Your task is to give the number of lines in the listing that include "screenshot", and nothing else.

start

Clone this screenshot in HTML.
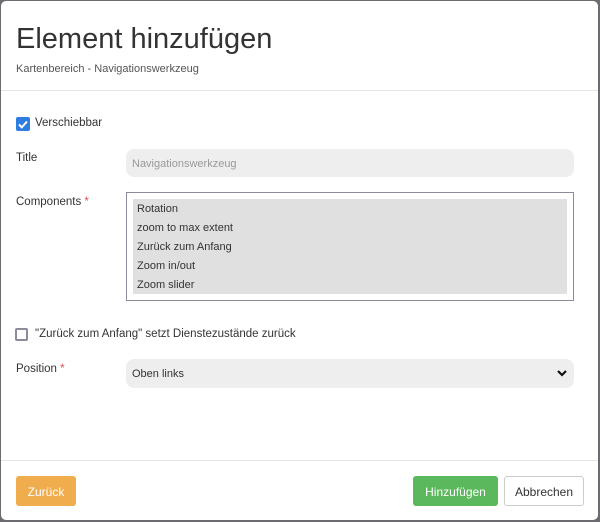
<!DOCTYPE html>
<html><head><meta charset="utf-8"><style>
*{box-sizing:border-box;margin:0;padding:0}
body{width:600px;height:522px;background:#6b6b70;font-family:"Liberation Sans",sans-serif;color:#333;position:relative;overflow:hidden}
.m{position:absolute;left:1px;top:1px;width:597px;height:519px;background:#fff;border-radius:5px}
.a{position:absolute}
h1{position:absolute;left:15px;top:22px;font-size:29px;font-weight:normal;color:#333}
.sub{left:15px;top:62px;font-size:11px;color:#555}
.hr{left:0;width:597px;height:1px;background:#e5e5e5}
.lbl{font-size:11.5px;color:#333}
.st{color:#d9534f}
.inp{left:125px;top:148px;width:448px;height:28px;background:#eee;border-radius:8px;font-size:11px;color:#999;padding:9px 6px}
.lb{left:125px;top:191px;width:448px;height:109px;border:1px solid #8e8a9a;}
.opt{position:absolute;left:6px;width:434px;height:19px;background:#e0e0e0;font-size:11px;padding:4px 4px 0;color:#333}
.sel{left:125px;top:358px;width:448px;height:29px;background:#eee;border-radius:8px;font-size:11px;padding:9px 6px}
.btn{font-size:12px;border-radius:3px;height:30px;padding:9px 0;text-align:center}
</style></head><body>
<div class="m">
<h1>Element hinzufügen</h1>
<div class="a sub">Kartenbereich - Navigationswerkzeug</div>
<div class="a hr" style="top:89px"></div>
<div class="a" style="left:15px;top:116px;width:14px;height:14px;background:#2f7de1;border-radius:2px"><svg width="14" height="14"><path d="M3 7.5l2.8 2.8L11 4.5" stroke="#fff" stroke-width="2" fill="none"/></svg></div>
<div class="a lbl" style="left:34px;top:116px">Verschiebbar</div>
<div class="a lbl" style="left:15px;top:151px">Title</div>
<div class="a inp">Navigationswerkzeug</div>
<div class="a lbl" style="left:15px;top:195px">Components <span class="st">*</span></div>
<div class="a lb">
<div class="opt" style="top:6px">Rotation</div>
<div class="opt" style="top:25px">zoom to max extent</div>
<div class="opt" style="top:44px">Zurück zum Anfang</div>
<div class="opt" style="top:63px">Zoom in/out</div>
<div class="opt" style="top:82px">Zoom slider</div>
</div>
<div class="a" style="left:14px;top:327px;width:13px;height:13px;border:2px solid #8e8a9a;border-radius:2px"></div>
<div class="a lbl" style="left:34px;top:327px">"Zurück zum Anfang" setzt Dienstezustände zurück</div>
<div class="a lbl" style="left:15px;top:362px">Position <span class="st">*</span></div>
<div class="a sel">Oben links<svg style="position:absolute;right:7px;top:10px" width="10" height="8"><path d="M1 2l4 4 4-4" stroke="#111" stroke-width="2.2" fill="none"/></svg></div>
<div class="a hr" style="top:459px"></div>
<div class="a btn" style="left:15px;top:475px;width:60px;background:#f0ad4e;color:#fff">Zurück</div>
<div class="a btn" style="left:412px;top:475px;width:85px;background:#5cb85c;color:#fff">Hinzufügen</div>
<div class="a btn" style="left:503px;top:475px;width:80px;border:1px solid #ccc;color:#333;padding-top:8px">Abbrechen</div>
</div>
</body></html>
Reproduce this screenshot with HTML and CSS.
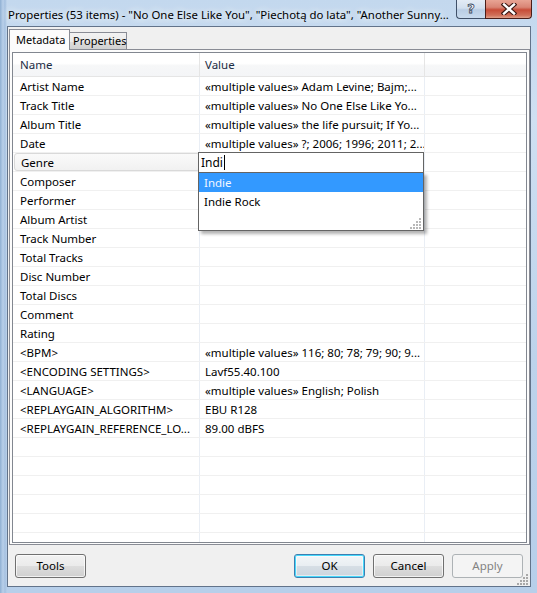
FILE: index.html
```html
<!DOCTYPE html>
<html>
<head>
<meta charset="utf-8">
<link rel="stylesheet" href="styles.css">
</head>
<body>
<div class="titlebar">
  <div class="title">Properties (53 items) - "No One Else Like You", "Piechotą do lata", "Another Sunny...</div>
  <div class="caption">
    <div class="cb help"><span>?</span></div>
    <div class="cb close">
      <svg width="16" height="12" viewBox="0 0 16 12"><path d="M3 1.5 L13 10.5 M13 1.5 L3 10.5" stroke="#3b1712" stroke-width="4.6" stroke-linecap="square" fill="none"/><path d="M3 1.5 L13 10.5 M13 1.5 L3 10.5" stroke="#ffffff" stroke-width="2.4" stroke-linecap="square" fill="none"/></svg>
    </div>
  </div>
</div>
<div class="client">
  <div class="tabs">
    <div class="tab active">Metadata</div>
    <div class="tab">Properties</div>
  </div>
  <div class="panel">
    <div class="list">
      <div class="row header"><div class="c1">Name</div><div class="c2">Value</div><div class="c3"></div></div>
      <div class="row"><div class="c1">Artist Name</div><div class="c2">«multiple values» Adam Levine; Bajm;...</div><div class="c3"></div></div>
      <div class="row"><div class="c1">Track Title</div><div class="c2">«multiple values» No One Else Like Yo...</div><div class="c3"></div></div>
      <div class="row"><div class="c1">Album Title</div><div class="c2">«multiple values» the life pursuit; If Yo...</div><div class="c3"></div></div>
      <div class="row"><div class="c1">Date</div><div class="c2">«multiple values» ?; 2006; 1996; 2011; 2...</div><div class="c3"></div></div>
      <div class="row sel"><div class="c1">Genre</div><div class="c2"></div><div class="c3"></div></div>
      <div class="row"><div class="c1">Composer</div><div class="c2"></div><div class="c3"></div></div>
      <div class="row"><div class="c1">Performer</div><div class="c2"></div><div class="c3"></div></div>
      <div class="row"><div class="c1">Album Artist</div><div class="c2"></div><div class="c3"></div></div>
      <div class="row"><div class="c1">Track Number</div><div class="c2"></div><div class="c3"></div></div>
      <div class="row"><div class="c1">Total Tracks</div><div class="c2"></div><div class="c3"></div></div>
      <div class="row"><div class="c1">Disc Number</div><div class="c2"></div><div class="c3"></div></div>
      <div class="row"><div class="c1">Total Discs</div><div class="c2"></div><div class="c3"></div></div>
      <div class="row"><div class="c1">Comment</div><div class="c2"></div><div class="c3"></div></div>
      <div class="row"><div class="c1">Rating</div><div class="c2"></div><div class="c3"></div></div>
      <div class="row"><div class="c1">&lt;BPM&gt;</div><div class="c2">«multiple values» 116; 80; 78; 79; 90; 9...</div><div class="c3"></div></div>
      <div class="row"><div class="c1">&lt;ENCODING SETTINGS&gt;</div><div class="c2">Lavf55.40.100</div><div class="c3"></div></div>
      <div class="row"><div class="c1">&lt;LANGUAGE&gt;</div><div class="c2">«multiple values» English; Polish</div><div class="c3"></div></div>
      <div class="row"><div class="c1">&lt;REPLAYGAIN_ALGORITHM&gt;</div><div class="c2">EBU R128</div><div class="c3"></div></div>
      <div class="row"><div class="c1">&lt;REPLAYGAIN_REFERENCE_LO...</div><div class="c2">89.00 dBFS</div><div class="c3"></div></div>
      <div class="row"><div class="c1"></div><div class="c2"></div><div class="c3"></div></div>
      <div class="row"><div class="c1"></div><div class="c2"></div><div class="c3"></div></div>
      <div class="row"><div class="c1"></div><div class="c2"></div><div class="c3"></div></div>
      <div class="row"><div class="c1"></div><div class="c2"></div><div class="c3"></div></div>
      <div class="row"><div class="c1"></div><div class="c2"></div><div class="c3"></div></div>
      <div class="row"><div class="c1"></div><div class="c2"></div><div class="c3"></div></div>

      <div class="edit"><span>Indi</span><span class="caret"></span></div>
      <div class="dropdown">
        <div class="opt hl">Indie</div>
        <div class="opt">Indie Rock</div>
        <svg class="grip" width="12" height="12" viewBox="0 0 12 12"><g fill="#b8b8b8"><rect x="9" y="1" width="2" height="2"/><rect x="6" y="4" width="2" height="2"/><rect x="9" y="4" width="2" height="2"/><rect x="3" y="7" width="2" height="2"/><rect x="6" y="7" width="2" height="2"/><rect x="9" y="7" width="2" height="2"/><rect x="0" y="10" width="2" height="2"/><rect x="3" y="10" width="2" height="2"/><rect x="6" y="10" width="2" height="2"/><rect x="9" y="10" width="2" height="2"/></g></svg>
      </div>
    </div>
  </div>
  <div class="buttons">
    <div class="btn">Tools</div>
    <div class="spacer"></div>
    <div class="btn default">OK</div>
    <div class="btn">Cancel</div>
    <div class="btn disabled">Apply</div>
  </div>
  <svg class="sizegrip" width="12" height="12" viewBox="0 0 12 12"><g fill="#a8a8a8"><rect x="9" y="1" width="2" height="2"/><rect x="6" y="4" width="2" height="2"/><rect x="9" y="4" width="2" height="2"/><rect x="3" y="7" width="2" height="2"/><rect x="6" y="7" width="2" height="2"/><rect x="9" y="7" width="2" height="2"/><rect x="0" y="10" width="2" height="2"/><rect x="3" y="10" width="2" height="2"/><rect x="6" y="10" width="2" height="2"/><rect x="9" y="10" width="2" height="2"/></g></svg>
</div>
</body>
</html>
```
FILE: styles.css
```css
* { box-sizing: border-box; }
html, body { margin: 0; padding: 0; }
body {
  width: 537px;
  height: 593px;
  overflow: hidden;
  font-family: "Noto Sans", "Open Sans", sans-serif;
  font-size: 11.5px;
  color: #000;
  background:
    linear-gradient(90deg, #8fb0d3 0px, #b9d0ea 3px, #a6c1e0 5px, rgba(0,0,0,0) 7px),
    linear-gradient(180deg, #c3d8ee 0%, #cfe0f2 20%, #bdd3eb 60%, #b7cfea 100%);
  display: flex;
  flex-direction: column;
}

.titlebar {
  height: 26px;
  position: relative;
  flex: none;
}
.title {
  padding: 7px 0 0 8px;
  font-size: 11.4px;
  line-height: 16px;
  white-space: nowrap;
  width: 450px;
  overflow: hidden;
  text-shadow: 0 0 6px #eef5fc, 0 0 10px #eef5fc;
}
.caption {
  position: absolute;
  top: 0;
  right: 5px;
  display: flex;
}
.cb {
  height: 19px;
  display: flex;
  align-items: center;
  justify-content: center;
  border: 1px solid #3f5068;
  border-top: none;
}
.help {
  width: 29px;
  border-right: none;
  border-radius: 0 0 0 4px;
  background: linear-gradient(180deg, #e3ebf5 0%, #d2dfee 45%, #b9cde4 55%, #c9dbee 100%);
}
.help span {
  font-family: "DejaVu Sans", sans-serif;
  font-weight: bold;
  font-size: 13px;
  color: #fff;
  -webkit-text-stroke: 0.8px #36465c;
  line-height: 1;
  margin-top: -2px;
}
.close {
  width: 47px;
  border-color: #4a1d18;
  border-radius: 0 0 4px 0;
  background: linear-gradient(180deg, #e8a494 0%, #d98575 40%, #c74c38 55%, #d0705a 85%, #e0a08a 100%);
}

.client {
  margin-left: 7px;
  width: 524px;
  height: 561px;
  border: 1px solid #62738a;
  background: #f0f0f0;
  display: flex;
  flex-direction: column;
  position: relative;
  flex: none;
}

.tabs {
  display: flex;
  align-items: flex-start;
  height: 22px;
  padding: 2px 0 0 1px;
  flex: none;
}
.tab {
  height: 18px;
  margin-top: 3px;
  width: 57px;
  border: 1px solid #898c95;
  border-bottom: none;
  border-left: none;
  background: linear-gradient(180deg, #f2f2f2 0%, #ebebeb 50%, #dddddd 51%, #cfcfcf 100%);
  padding-left: 3px;
  line-height: 16px;
  font-size: 11px;
  white-space: nowrap;
}
.tab.active {
  height: 21px;
  margin-top: 0;
  width: 61px;
  border-left: 1px solid #898c95;
  background: #fcfcfc;
  padding-left: 6px;
  line-height: 19px;
  position: relative;
  z-index: 2;
}

.panel {
  margin-left: 1px;
  width: 521px;
  height: 496px;
  border: 1px solid #898c95;
  background: #fcfcfc;
  padding: 2px 2px 1px 2px;
  flex: none;
  display: flex;
}
.list {
  flex: 1;
  border: 1px solid #828790;
  background: #fff;
  overflow: hidden;
  position: relative;
}
.row {
  display: flex;
  height: 19px;
  border-bottom: 1px solid #f0f0f0;
}
.row > div {
  white-space: nowrap;
  overflow: hidden;
  line-height: 19px;
}
.c1 { width: 187px; padding-left: 7px; border-right: 1px solid #e9eef5; }
.c2 { width: 225px; padding-left: 5px; border-right: 1px solid #e9eef5; }
.c3 { flex: 1; }

.row.header {
  height: 24px;
  border-bottom: 1px solid #e5e5e5;
  background: linear-gradient(180deg, #ffffff 0%, #ffffff 45%, #f6f7f8 55%, #f4f5f7 100%);
}
.row.header > div {
  line-height: 23px;
  color: #1c2c44;
  border-right-color: #e5e5e5;
}
.row.sel .c1 {
  border: 1px solid #d9d9d9;
  border-radius: 3px;
  margin-left: 1px;
  width: 186px;
  padding-left: 6px;
  line-height: 17px;
  background: linear-gradient(180deg, #fafafa 0%, #f1f1f1 100%);
}

.edit {
  position: absolute;
  left: 185px;
  top: 99px;
  width: 226px;
  height: 21px;
  border: 1px solid #646464;
  background: #fff;
  padding-left: 2px;
  display: flex;
  align-items: center;
  font-size: 12px;
  z-index: 3;
}
.caret {
  display: inline-block;
  width: 1px;
  height: 15px;
  background: #000;
  margin-left: 1px;
}
.dropdown {
  position: absolute;
  left: 185px;
  top: 119px;
  width: 226px;
  height: 59px;
  border: 1px solid #646464;
  background: #fff;
  box-shadow: 3px 3px 3px rgba(0,0,0,0.3);
  z-index: 3;
}
.opt {
  height: 19px;
  line-height: 19px;
  padding-left: 5px;
}
.opt.hl {
  background: #3399ff;
  color: #f2f7ff;
}
.grip {
  position: absolute;
  right: 1px;
  bottom: 1px;
}

.buttons {
  display: flex;
  gap: 8px;
  margin-top: 9px;
  padding: 0 7px 0 7px;
  flex: none;
}
.spacer { flex: 1; }
.btn {
  width: 71px;
  height: 24px;
  border: 1px solid #707070;
  border-radius: 3px;
  background: linear-gradient(180deg, #f2f2f2 0%, #ebebeb 48%, #dddddd 52%, #cfcfcf 100%);
  box-shadow: inset 0 0 0 1px rgba(255,255,255,0.7);
  text-align: center;
  line-height: 22px;
  font-size: 11.5px;
}
.btn.default {
  border-color: #3c7fb1;
  box-shadow: inset 0 0 0 1px #48d8fb, inset 0 0 0 2px rgba(255,255,255,0.5);
  background: linear-gradient(180deg, #f3f6f8 0%, #e9eef2 48%, #d6dee5 52%, #cbd5de 100%);
}
.btn.disabled {
  border-color: #adb2b5;
  background: #f4f4f4;
  color: #838383;
  box-shadow: none;
}
.sizegrip {
  position: absolute;
  right: 1px;
  bottom: 1px;
}
```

end

* WRITTEN RESPONSE: 2